Ellen F. Paine played a major role in guiding the new Eastern Maine General Hospital through its growing pains around the turn of the 20th century. Then, a century ago today, she opened her own hospital, the Paine Private Hospital. Forty years later, it became St. Joseph Hospital.
Paine was a pioneer in the formation of what became Bangor’s two hospitals, yet few people have ever heard of her. Unlike her contemporary, Bangor school superintendent Mary Snow, reputedly the first female school superintendent in Maine, no building memorializes her.
Paine was hired as the superintendent of what was then known as Bangor General Hospital in 1893. She replaced the first superintendent, who held the job only a few months. Within a few years the institution had been renamed Eastern Maine General Hospital, reflecting the fact it had become an important regional institution almost overnight.
Set up in an old stone house on State Street overlooking the Penobscot River, conditions were primitive. When one of the surgeons forgot his bone saw to perform an amputation, he sent out for a replacement found hanging from the wall of the patient’s woodshed. Gas lamps lighted the operating rooms until 1895, when electricity was instituted.
Money was scarce. Medicare, Medicaid and subsidized health insurance were things of the future. Hospital Sunday was established to collect donations at churches. Towns and churches could buy “free beds” for their needy. Such anecdotes about the early days at what became Eastern Maine Medical Center can be found in histories written by Dr. P. Maynard Beach and Ann Trainor.
Ellen Paine was a graduate of Massachusetts General Hospital’s nursing program. She managed Eastern Maine General Hospital’s finances. Under her administration, the first ward building opened in 1899 and planning for a children’s ward was launched. She helped guide the hospital through medical crises, including a typhoid epidemic when surplus patients slept in offices and linen closets. She trained and supervised nurses. She played an important public relations role at a time when some influential people opposed the hospital.
Then, with glowing testimonials, she resigned in 1906 to found her own hospital, an unusual undertaking for a woman then or now. One can find her motives by reading between the lines of her final report. After expressing her indebtedness to the doctors and other gentlemen who ran her work life, she wrote, “In my efforts to carry out their plans, and their rules made for my guidance, I have frequently been obliged to consult them and on all such occasions I have received generous and considerate treatment at their hands.” From now on the plans and the rules would be hers – and so would the hospital. She had declared independence.
“The early 20th century was the era of private hospitals, the forerunners of contemporary nursing homes, but which also replaced home delivery in maternity care,” according to Deborah Thompson in her history of Bangor architecture. Several were founded in some of the city’s oldest buildings after Paine started hers in a brand-new structure. By 1930, the Bangor city directory listed 10 of these small hospitals.

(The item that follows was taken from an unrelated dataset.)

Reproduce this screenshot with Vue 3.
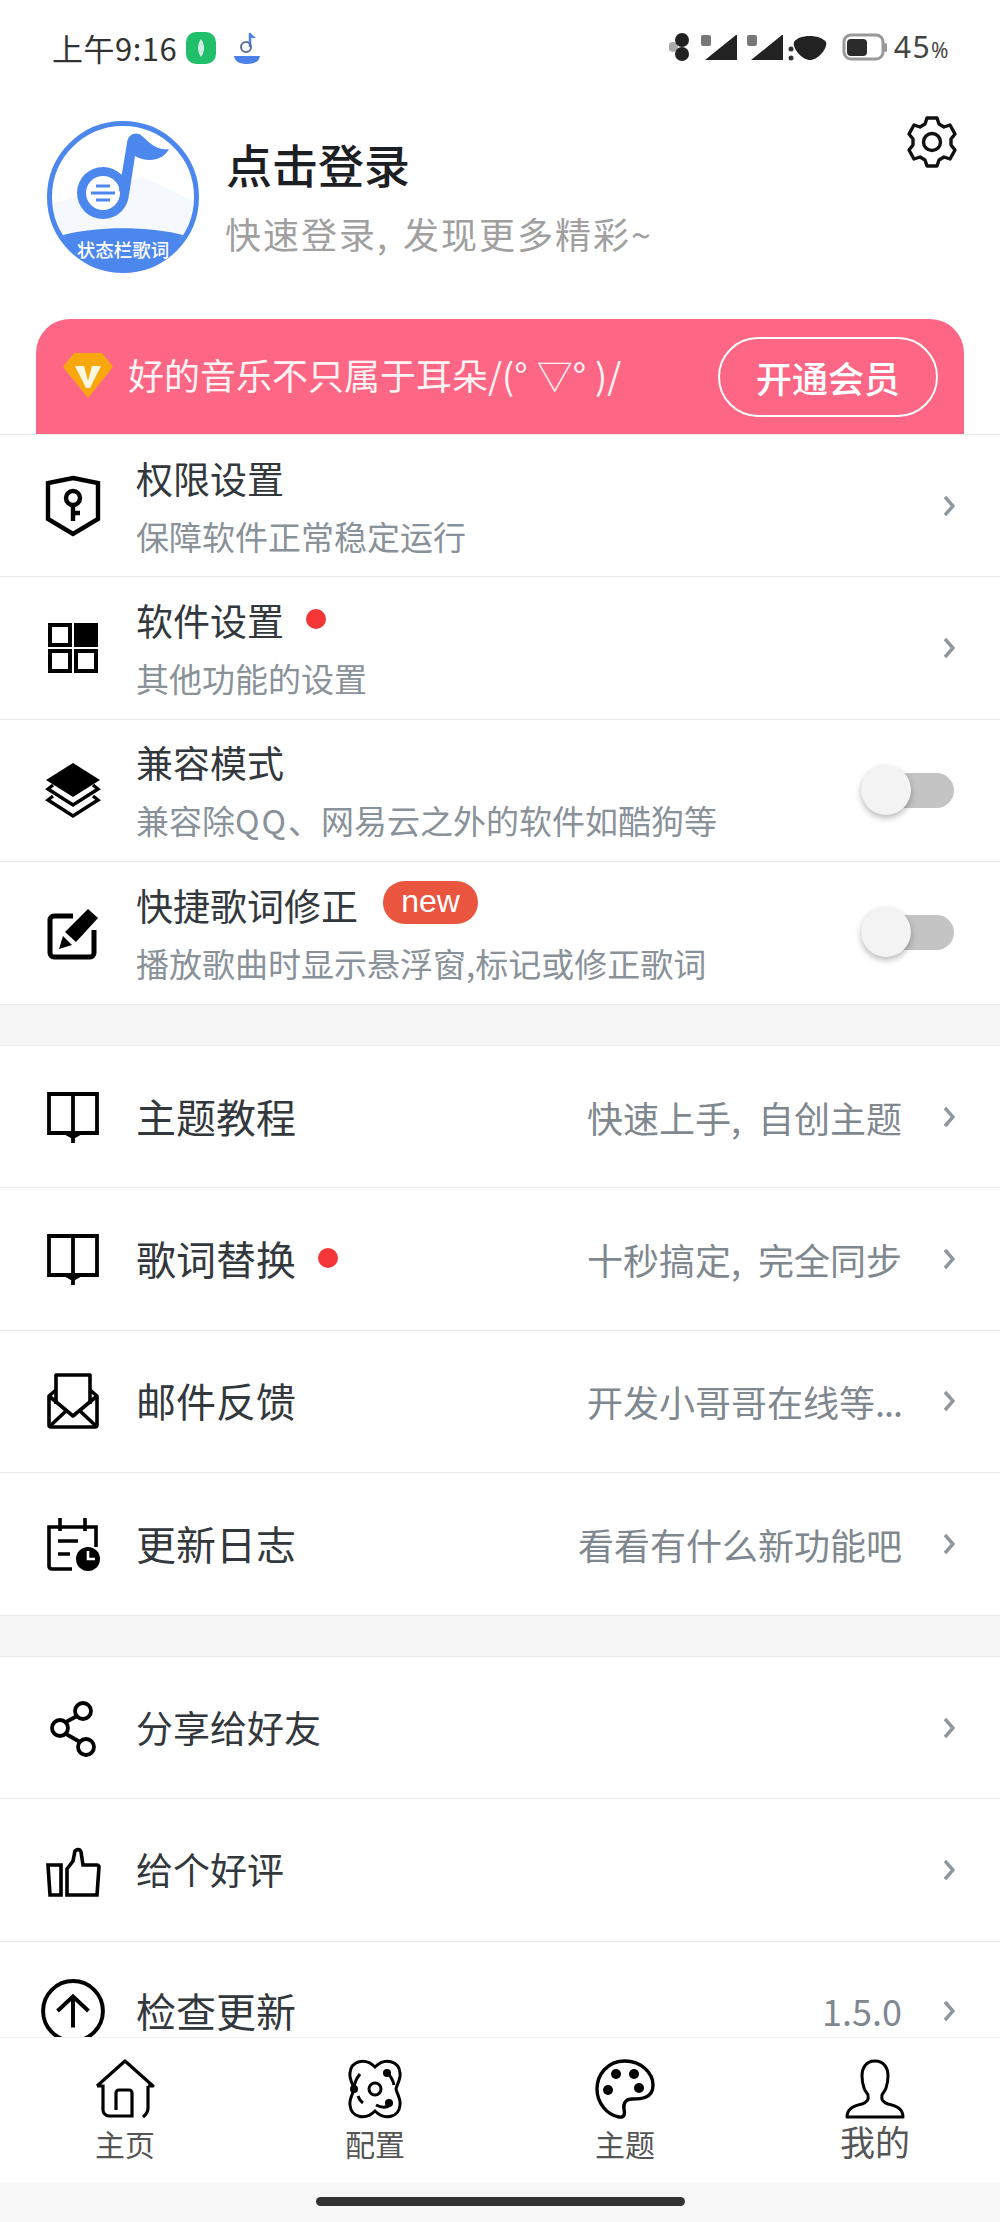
<template>
  <div class="page">
    <div class="scroll">
      <header class="status">
        <span class="time">上午9:16</span>
        <svg class="s-app" viewBox="0 0 30 32"><rect width="30" height="32" rx="10" fill="#1fbf6c" /><path d="M15 7c4 5 4 13 0 18-4-5-4-13 0-18z" fill="#cdeedd" /></svg>
        <svg class="s-note" viewBox="0 0 30 34">
          <path d="M18 2v14" stroke="#4a80e8" stroke-width="2.5" fill="none" />
          <path d="M18 2l6 5-6 0z" fill="#4a80e8" />
          <circle cx="14" cy="16" r="5" fill="none" stroke="#5b6f9c" stroke-width="2" />
          <path d="M2 25h26c-1 6-6 8-13 8S3 31 2 25z" fill="#4a80e8" />
        </svg>
        <span class="spacer"></span>
        <svg class="s-sys" viewBox="0 0 158 28">
          <circle cx="4" cy="14" r="5" fill="#aaa" />
          <circle cx="13" cy="7" r="7" fill="#222" />
          <circle cx="13" cy="21" r="7" fill="#222" />
          <rect x="32" y="2" width="10" height="11" rx="2" fill="#777" />
          <path d="M36 27L67 2h1v25z" fill="#222" />
          <rect x="78" y="2" width="10" height="11" rx="2" fill="#777" />
          <path d="M82 27L113 2h1v25z" fill="#222" />
          <circle cx="122" cy="16" r="2.5" fill="#333" />
          <circle cx="122" cy="25" r="2.5" fill="#333" />
          <path d="M125 9c5-8 26-8 32 0 2 6-8 18-16 18s-18-12-16-18z" fill="#222" />
        </svg>
        <svg class="s-bat" viewBox="0 0 46 28">
          <rect x="2" y="2" width="39" height="24" rx="7" fill="#fff" stroke="#999" stroke-width="3" />
          <rect x="5" y="6" width="20" height="17" rx="4" fill="#2b2b2b" />
          <rect x="42" y="10" width="3" height="9" rx="1.5" fill="#999" />
        </svg>
        <span class="battery">45<small>%</small></span>
      </header>

      <section class="profile">
        <svg class="avatar" viewBox="0 0 152 152">
          <circle cx="76" cy="76" r="73.5" fill="#fff" stroke="#4c87ee" stroke-width="5" />
          <path d="M6 82c30-6 60-20 90-26l50 24c0 12-4 24-10 34H17C11 104 7 94 6 82z" fill="#f5f9fe" />
          <path d="M16 114c34-9 86-9 120 0-12 22-35 36-60 36s-48-14-60-36z" fill="#4c87ee" />
          <circle cx="56" cy="72" r="26" fill="#4c87ee" />
          <circle cx="56" cy="72" r="17" fill="#fff" />
          <path d="M49 65h14M44 72h24M49 79h14" stroke="#4c87ee" stroke-width="3" fill="none" />
          <path d="M72 70L80 22C81 13 89 10 95 15 103 22 110 30 122 28 116 40 100 42 88 35L82 74z" fill="#4c87ee" />
          <text x="76" y="136" class="avatar-text" text-anchor="middle">状态栏歌词</text>
        </svg>
        <div class="profile-text">
          <div class="login">点击登录</div>
          <div class="login-sub">快速登录, 发现更多精彩~</div>
        </div>
        <svg class="gear" viewBox="0 0 52 52" fill="none" stroke="#111" stroke-width="3.4" stroke-linejoin="round">
          <path d="M21 2h10l2 6 5 3 6-2 5 9-4 5v6l4 5-5 9-6-2-5 3-2 6H21l-2-6-5-3-6 2-5-9 4-5v-6l-4-5 5-9 6 2 5-3z" />
          <circle cx="26" cy="26" r="8.5" />
        </svg>
      </section>

      <section class="vip">
        <svg class="diamond" viewBox="0 0 50 46">
          <path d="M11 1h28l11 14-25 31L0 15z" fill="#f9a70e" />
          <path d="M12 14h9l4 15 4-15h9L27 36h-4z" fill="#fff8e0" />
        </svg>
        <span class="vip-text">好的音乐不只属于耳朵/(° ▽° )/</span>
        <span class="vip-btn">开通会员</span>
      </section>

      <div class="group">
        <div class="row">
          <svg class="icon i60" viewBox="0 0 54 60" fill="none" stroke="#000" stroke-width="4.4">
            <path d="M27 2l25 5v36L27 58 2 43V7z" />
            <circle cx="27" cy="22" r="7" />
            <path d="M27 29v16M27 37h7" />
          </svg>
          <div class="texts">
            <div class="title">权限设置</div>
            <div class="sub">保障软件正常稳定运行</div>
          </div>
          <svg class="chev" viewBox="0 0 12 22"><path d="M2 2l8 9-8 9" /></svg>
        </div>
        <div class="row">
          <svg class="icon" viewBox="0 0 54 54" fill="none" stroke="#000" stroke-width="4">
            <rect x="4" y="4" width="20" height="20" />
            <rect x="30" y="4" width="20" height="20" fill="#000" />
            <rect x="4" y="30" width="20" height="20" />
            <rect x="30" y="30" width="20" height="20" />
          </svg>
          <div class="texts">
            <div class="title">软件设置<i class="dot"></i></div>
            <div class="sub">其他功能的设置</div>
          </div>
          <svg class="chev" viewBox="0 0 12 22"><path d="M2 2l8 9-8 9" /></svg>
        </div>
        <div class="row">
          <svg class="icon" viewBox="0 0 54 54">
            <path d="M27 0l27 17-27 17L0 17z" fill="#000" />
            <path d="M7 22L2 26l25 16 25-16-5-4" fill="none" stroke="#000" stroke-width="3.4" />
            <path d="M7 33l-5 4 25 16 25-16-5-4" fill="none" stroke="#000" stroke-width="3.4" />
          </svg>
          <div class="texts">
            <div class="title">兼容模式</div>
            <div class="sub">兼容除<span class="qq">QQ</span>、网易云之外的软件如酷狗等</div>
          </div>
          <span class="switch"><span class="knob"></span></span>
        </div>
        <div class="row">
          <svg class="icon" viewBox="0 0 54 54">
            <path d="M27 10H8a4 4 0 0 0-4 4v33a4 4 0 0 0 4 4h36a4 4 0 0 0 4-4V24" fill="none" stroke="#000" stroke-width="5" />
            <path d="M42 3l10 9-22 24-11-10z" fill="#000" />
            <path d="M17 30l9 9-13 4z" fill="#000" />
          </svg>
          <div class="texts">
            <div class="title">快捷歌词修正<b class="badge">new</b></div>
            <div class="sub">播放歌曲时显示悬浮窗,标记或修正歌词</div>
          </div>
          <span class="switch"><span class="knob"></span></span>
        </div>
      </div>

      <div class="gap"></div>

      <div class="group">
        <div class="row">
          <svg class="icon" viewBox="0 0 54 54" fill="none" stroke="#000" stroke-width="3.8">
            <path d="M3 4h24v39H3zM27 4h24v39H27" />
            <path d="M20 43l7 4 7-4M27 43v10" />
          </svg>
          <span class="title big">主题教程</span>
          <span class="spacer"></span>
          <span class="hint">快速上手, 自创主题</span>
          <svg class="chev" viewBox="0 0 12 22"><path d="M2 2l8 9-8 9" /></svg>
        </div>
        <div class="row">
          <svg class="icon" viewBox="0 0 54 54" fill="none" stroke="#000" stroke-width="3.8">
            <path d="M3 4h24v39H3zM27 4h24v39H27" />
            <path d="M20 43l7 4 7-4M27 43v10" />
          </svg>
          <span class="title big">歌词替换<i class="dot wide"></i></span>
          <span class="spacer"></span>
          <span class="hint">十秒搞定, 完全同步</span>
          <svg class="chev" viewBox="0 0 12 22"><path d="M2 2l8 9-8 9" /></svg>
        </div>
        <div class="row">
          <svg class="icon i58" viewBox="0 0 54 58" fill="none" stroke="#000" stroke-width="3.6" stroke-linejoin="round">
            <path d="M10 32V3h34v29" />
            <path d="M10 18l-7 6v29q0 2 2 2h44q2 0 2-2V24l-7-6" />
            <path d="M3 24l24 20 24-20" />
            <path d="M4 54l16-15M50 54L34 39" />
          </svg>
          <span class="title big">邮件反馈</span>
          <span class="spacer"></span>
          <span class="hint">开发小哥哥在线等<span class="dots">...</span></span>
          <svg class="chev" viewBox="0 0 12 22"><path d="M2 2l8 9-8 9" /></svg>
        </div>
        <div class="row">
          <svg class="icon" viewBox="0 0 54 54" fill="none" stroke="#000" stroke-width="3.6">
            <path d="M26 52H6q-3 0-3-3V10h47v20" />
            <path d="M14 1v13M39 1v13" />
            <path d="M12 24h20M12 37h12" />
            <circle cx="42" cy="42" r="12" fill="#000" stroke="none" />
            <path d="M42 34v8h7" stroke="#fff" stroke-width="2.6" />
          </svg>
          <span class="title big">更新日志</span>
          <span class="spacer"></span>
          <span class="hint">看看有什么新功能吧</span>
          <svg class="chev" viewBox="0 0 12 22"><path d="M2 2l8 9-8 9" /></svg>
        </div>
      </div>

      <div class="gap"></div>

      <div class="group last">
        <div class="row">
          <svg class="icon" viewBox="0 0 54 54" fill="none" stroke="#000" stroke-width="3.8">
            <circle cx="37" cy="10" r="8" />
            <circle cx="14" cy="27" r="8" />
            <circle cx="40" cy="46" r="8" />
            <path d="M20 21l11-6M20 33l14 8" />
          </svg>
          <span class="title sm">分享给好友</span>
          <span class="spacer"></span>
          <svg class="chev" viewBox="0 0 12 22"><path d="M2 2l8 9-8 9" /></svg>
        </div>
        <div class="row">
          <svg class="icon" viewBox="0 0 54 54" fill="none" stroke="#000" stroke-width="3.6" stroke-miterlimit="3">
            <path d="M2 22h13v30H4z" />
            <path d="M21 52V26l6-8 2-10c2-2 5-2 6 1l2 13h14c1 0 2 1 2 2l-2 28z" />
          </svg>
          <span class="title sm">给个好评</span>
          <span class="spacer"></span>
          <svg class="chev" viewBox="0 0 12 22"><path d="M2 2l8 9-8 9" /></svg>
        </div>
        <div class="row cut">
          <svg class="icon large" viewBox="0 0 62 56.2" fill="none" stroke="#000" stroke-width="3.8">
            <circle cx="31" cy="31" r="29" />
            <path d="M31 47V17M16 31l15-14 15 14" />
          </svg>
          <span class="title big">检查更新</span>
          <span class="spacer"></span>
          <span class="hint">1.5.0</span>
          <svg class="chev" viewBox="0 0 12 22"><path d="M2 2l8 9-8 9" /></svg>
        </div>
      </div>
    </div>

    <nav class="tabs">
      <div class="tab">
        <svg viewBox="0 0 60 60" fill="none" stroke="#000" stroke-width="3.2">
          <path d="M2 27L30 2l28 25H53" stroke-linejoin="round" />
          <path d="M2 27H8V51a6 6 0 0 0 6 6H37V34a3 3 0 0 0-3-3H24a3 3 0 0 0-3 3V51" />
          <path d="M53 27V49Q53 54 48 58" />
        </svg>
        <span>主页</span>
      </div>
      <div class="tab">
        <svg viewBox="0 0 60 60" fill="none" stroke="#000" stroke-width="3">
          <path d="M30 8C20-2 6 2 5 14c-1 6 3 11 4 16-1 5-5 10-4 16 1 12 15 16 25 6 10 10 24 6 25-6 1-6-3-11-4-16 1-5 5-10 4-16C54 2 40-2 30 8z" />
          <circle cx="30" cy="30" r="6" />
          <path d="M15 15c-4 5-6 10-6 15M41 12c5 5 7 9 8 14M45 46c-5 4-10 2-14 0M18 44c-3-2-4-4-5-7" />
          <circle cx="42" cy="14" r="4" fill="#000" stroke="none" />
          <circle cx="9" cy="30" r="4" fill="#000" stroke="none" />
          <circle cx="44" cy="44" r="4" fill="#000" stroke="none" />
        </svg>
        <span>配置</span>
      </div>
      <div class="tab">
        <svg viewBox="0 0 60 60" fill="none" stroke="#000" stroke-width="3.4">
          <path d="M30 2C12 2 2 16 2 30c0 14 10 26 22 28 6 1 6-4 5-8-1-6 2-10 8-10 8 0 21 0 21-14C58 14 46 2 30 2z" />
          <circle cx="21" cy="15" r="5" fill="#000" stroke="none" />
          <circle cx="39" cy="15" r="5" fill="#000" stroke="none" />
          <circle cx="13" cy="31" r="5" fill="#000" stroke="none" />
          <circle cx="44" cy="29" r="5" fill="#000" stroke="none" />
        </svg>
        <span>主题</span>
      </div>
      <div class="tab">
        <svg viewBox="0 0 60 60" fill="none" stroke="#000" stroke-width="3">
          <path d="M30 2c-9 0-13 7-13 15 0 5 1 9 2 12 1 3 3 5 4 7 1 5-1 7-6 9-9 2-15 5-15 13h56c0-8-6-11-15-13-5-2-7-4-6-9 1-2 3-4 4-7 1-3 2-7 2-12 0-8-4-15-13-15z" stroke-linejoin="round" />
        </svg>
        <span class="mine">我的</span>
      </div>
    </nav>
    <div class="navbar"><span class="handle"></span></div>
  </div>
</template>

<script setup>
</script>

<style>
html, body { margin: 0; background: #fff; }
</style>

<style scoped>
.page {
  width: 1000px;
  height: 2222px;
  display: flex;
  flex-direction: column;
  overflow: hidden;
  background: #fff;
  font-family: "Noto Sans CJK SC", "Noto Sans", sans-serif;
  color: #33383d;
}
.scroll { flex: 1; min-height: 0; }
.spacer { flex: 1; }

.status {
  height: 96px;
  box-sizing: border-box;
  padding: 30px 50px 0 52px;
  display: flex;
  align-items: flex-start;
}
.time { font-size: 31px; line-height: 36px; color: #333; letter-spacing: 0.5px; }
.s-app { width: 30px; height: 32px; margin-left: 9px; margin-top: 2px; }
.s-note { width: 30px; height: 34px; margin-left: 16px; margin-top: 1px; }
.s-sys { width: 158px; height: 28px; margin-top: 3px; }
.s-bat { width: 46px; height: 28px; margin-top: 3px; margin-left: 15px; }
.battery { font-family: "Noto Sans", sans-serif; font-size: 30px; line-height: 34px; color: #444; margin-left: 6px; letter-spacing: 1.5px; }
.battery small { font-size: 21px; }

.profile {
  height: 223px;
  box-sizing: border-box;
  padding: 25px 42px 0 47px;
  display: flex;
  align-items: flex-start;
}
.avatar { width: 152px; height: 152px; flex: none; }
.avatar-text { font-size: 18.5px; font-weight: 500; fill: #fff; }
.profile-text { margin-left: 27px; flex: 1; padding-top: 12px; }
.login { font-size: 46px; line-height: 60px; font-weight: 500; color: #1d2023; }
.login-sub { font-size: 36px; line-height: 50px; color: #a0a0a0; margin-top: 15px; letter-spacing: 2px; word-spacing: 4px; white-space: nowrap; margin-left: -1px; }
.gear { width: 52px; height: 52px; margin-top: -5px; }

.vip {
  margin: 0 36px;
  height: 115px;
  box-sizing: border-box;
  padding: 0 26px 0 27px;
  background: #fd6684;
  border-radius: 34px 34px 0 0;
  display: flex;
  align-items: center;
  color: #fff;
}
.diamond { width: 50px; height: 46px; flex: none; margin-top: -4px; }
.vip-text { flex: 1; margin-left: 15px; font-size: 36px; line-height: 44px; white-space: nowrap; margin-top: -5px; color: #fff3f3; word-spacing: 1px; }
.vip-btn {
  width: 220px;
  height: 80px;
  box-sizing: border-box;
  border: 2.5px solid #fff;
  border-radius: 40px;
  font-size: 36px;
  font-weight: 500;
  display: flex;
  align-items: center;
  justify-content: center;
}

.group { border-bottom: 1px solid #ebebeb; border-top: 1px solid #ebebeb; }
.group.last { border-bottom: 0; }
.row {
  height: 142.25px;
  box-sizing: border-box;
  padding-left: 46px;
  padding-right: 45px;
  display: flex;
  align-items: center;
  border-bottom: 1.5px solid #ebebeb;
}
.row:last-child { border-bottom: 0; }
/* last row runs under the tab bar, only its top part shows */
.row.cut {
  height: 95.5px;
  align-items: flex-start;
  padding-top: 44.5px;
}
.row.cut .icon { margin-top: -7px; overflow: hidden; height: 58px; }
.row.cut .chev { margin-top: 14px; }
.icon { width: 54px; height: 54px; flex: none; margin-right: 37px; overflow: visible; }
.icon.i60 { height: 60px; }
.icon.i58 { height: 58px; }
.icon.large { width: 64px; margin-left: -5px; margin-right: 32px; }
.texts { flex: 1; min-width: 0; margin-left: -1px; }
.title {
  font-size: 37px;
  line-height: 48px;
  color: #33383d;
  display: flex;
  align-items: center;
  white-space: nowrap;
}
span.title { margin-left: -1px; padding-bottom: 2px; }
.title.big { font-size: 40px; }
.title.sm { font-size: 37px; }
.sub { font-size: 33px; line-height: 44px; color: #899199; margin-top: 12px; white-space: nowrap; }
.qq { letter-spacing: 2px; }
.hint { font-size: 36px; line-height: 48px; color: #7f878f; white-space: nowrap; margin-right: 41px; word-spacing: 9px; }
.dots { letter-spacing: -1px; }
.chev { width: 12px; height: 22px; flex: none; fill: none; stroke: #8f979e; stroke-width: 3.4; }
.dot { display: block; width: 20px; height: 20px; border-radius: 50%; background: #f53636; margin-left: 22px; margin-top: -2px; }
.dot.wide { margin-left: 22px; margin-top: 0; }
.badge {
  margin-left: 25px;
  width: 95px;
  height: 43px;
  border-radius: 22px;
  background: #e9553f;
  color: #fff;
  font-family: "Liberation Sans", sans-serif;
  font-size: 32px;
  font-weight: 400;
  line-height: 40px;
  text-align: center;
  margin-top: -4px;
}
.switch {
  width: 70px;
  height: 35px;
  margin-right: 1px;
  border-radius: 18px;
  background: #c4c4c4;
  position: relative;
  flex: none;
}
.knob {
  position: absolute;
  left: -23px;
  top: -8px;
  width: 50px;
  height: 50px;
  border-radius: 50%;
  background: #f3f3f3;
  box-shadow: 0 3px 6px rgba(0, 0, 0, 0.28);
}
.gap { height: 40px; background: #f6f6f6; }

.tabs {
  height: 145px;
  flex: none;
  display: grid;
  grid-template-columns: repeat(4, 250px);
  background: #fff;
  border-top: 1px solid #f2f2f2;
  box-sizing: border-box;
}
.tab { display: flex; flex-direction: column; align-items: center; padding-top: 21px; }
.tab svg { width: 60px; height: 60px; overflow: visible; }
.tab span { font-size: 30px; line-height: 40px; color: #555; margin-top: 4px; }
.tab span.mine { font-size: 35px; margin-top: 2px; }
.navbar {
  height: 40px;
  flex: none;
  background: #f8f8f8;
  display: flex;
  justify-content: center;
  padding-top: 15px;
  box-sizing: border-box;
}
.handle { width: 369px; height: 9px; border-radius: 5px; background: #333; }
</style>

“MISS PAINE’S PRIVATE HOSPITAL NEARLY READY,” proclaimed a headline in the Bangor Daily News on Sept. 28, 1907. Designed by one of Bangor’s most important architects, Wilfred E. Mansur, the large building was situated on Center Street “on the lot just below the new Longfellow School.” A firehouse was across the road at the corner of Center and Montgomery.
The first floor contained an office, a reception hall, a big dining room and kitchen and four rooms for patients. The second floor contained more patient rooms, an operating room with windows that stretched from the floor to the ceiling on two sides for extra light, and an “etherizing room.” The third floor was for the use of nurses and servants. Doctors had rooms in the cellar.
Short stories in Bangor’s two daily newspapers covered the opening of the hospital on Nov. 5. Fifteen patients could be cared for. The rooms were large and attractively furnished and a number had private baths. The hospital was nonsectarian. All doctors were welcome. Patients would be received day or night. But this hospital was not for everybody. “It is a private institution and has no free beds,” said the Bangor Daily News.
Thirteen years later, on Sept. 4, 1920, Ellen Paine died at her hospital after a lengthy illness. Her obituary in the Bangor Daily News stated that she had been the sole owner and the person in charge of the hospital. Bangor had lost “a business woman of real value to the city.”
Another female entrepreneur, Carol Strauss, bought the hospital from Paine’s heirs and expanded it. In 1947, the Felician Sisters bought the hospital from Strauss, renaming it St. Joseph. The original building eventually was razed to make room for a more modern facility including more parking spaces. This year, the Felician Sisters are celebrating their 60th anniversary at the site.
Some years before, an anonymous Bangor Daily News reporter wrote that Paine had “fought a man’s battle in what was almost entirely a man’s world at that time.” Her life had consisted of “inspiring but unheralded deeds.” Speaking of both Paine and Strauss, the reporter wrote on March 5, 1938, “Some day it is hoped there will be greater awards of honor to women like Miss Strauss and her predecessor, Ellen Paine.”